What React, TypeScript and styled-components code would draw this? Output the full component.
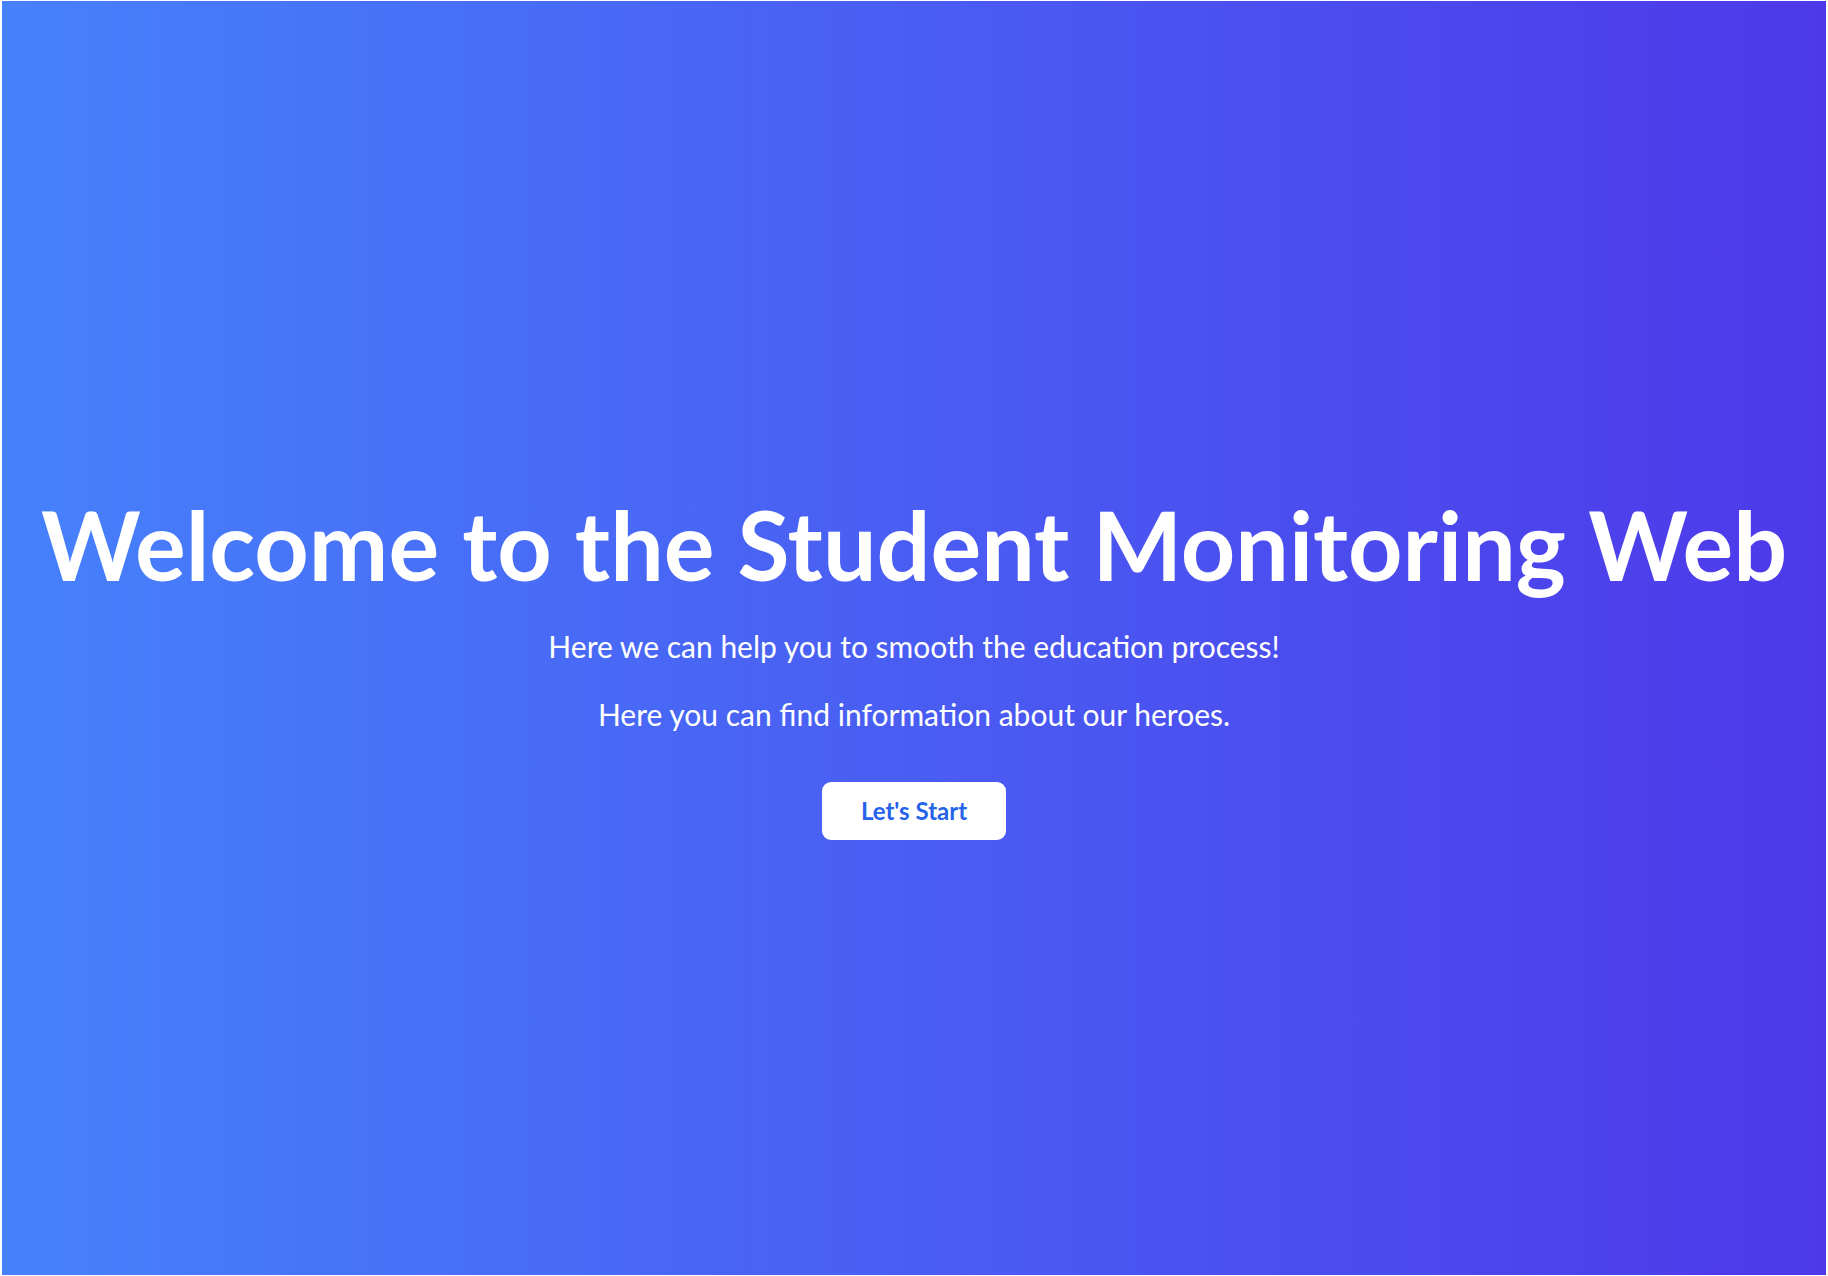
import React from "react";
import styled, { createGlobalStyle } from "styled-components";

const Global = createGlobalStyle`
  html, body { margin: 0; padding: 0; background: #ffffff; }
  body { padding: 1px 2px 1px 2px; }
  * { box-sizing: border-box; }
`;

const Hero = styled.main`
  height: 1274px;
  padding-top: 60px;
  display: flex;
  flex-direction: column;
  align-items: center;
  justify-content: center;
  background: linear-gradient(to right, #4681fc, #4d39e9);
  color: #ffffff;
  font-family: Lato, "Noto Sans", sans-serif;
  text-align: center;
`;

const Title = styled.h1`
  margin: 0 0 34px;
  font-size: 95px;
  line-height: 1;
  font-weight: 700;
  white-space: nowrap;
`;

const Lead = styled.p`
  margin: 0 0 28px;
  font-size: 30px;
  line-height: 1.35;
  font-weight: 400;
`;

const StartButton = styled.button`
  margin-top: 19px;
  width: 184px;
  height: 58px;
  border: none;
  border-radius: 9px;
  background: #ffffff;
  color: #2563eb;
  font-family: Lato, "Noto Sans", sans-serif;
  font-size: 24px;
  font-weight: 700;
  cursor: pointer;
`;

export default function App() {
  return (
    <>
      <Global />
      <Hero>
        <Title>Welcome to the Student Monitoring Web</Title>
        <Lead>Here we can help you to smooth the education process!</Lead>
        <Lead>Here you can find information about our heroes.</Lead>
        <StartButton>Let's Start</StartButton>
      </Hero>
    </>
  );
}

Written problem: Reproduce the listing word for word and omit its pictures.

Exercise answer:
What React, TypeScript and styled-components code would draw this? Output the full component.
import React from "react";
import styled, { createGlobalStyle } from "styled-components";

const Global = createGlobalStyle`
  html, body { margin: 0; padding: 0; background: #ffffff; }
  body { padding: 1px 2px 1px 2px; }
  * { box-sizing: border-box; }
`;

const Hero = styled.main`
  height: 1274px;
  padding-top: 60px;
  display: flex;
  flex-direction: column;
  align-items: center;
  justify-content: center;
  background: linear-gradient(to right, #4681fc, #4d39e9);
  color: #ffffff;
  font-family: Lato, "Noto Sans", sans-serif;
  text-align: center;
`;

const Title = styled.h1`
  margin: 0 0 34px;
  font-size: 95px;
  line-height: 1;
  font-weight: 700;
  white-space: nowrap;
`;

const Lead = styled.p`
  margin: 0 0 28px;
  font-size: 30px;
  line-height: 1.35;
  font-weight: 400;
`;

const StartButton = styled.button`
  margin-top: 19px;
  width: 184px;
  height: 58px;
  border: none;
  border-radius: 9px;
  background: #ffffff;
  color: #2563eb;
  font-family: Lato, "Noto Sans", sans-serif;
  font-size: 24px;
  font-weight: 700;
  cursor: pointer;
`;

export default function App() {
  return (
    <>
      <Global />
      <Hero>
        <Title>Welcome to the Student Monitoring Web</Title>
        <Lead>Here we can help you to smooth the education process!</Lead>
        <Lead>Here you can find information about our heroes.</Lead>
        <StartButton>Let's Start</StartButton>
      </Hero>
    </>
  );
}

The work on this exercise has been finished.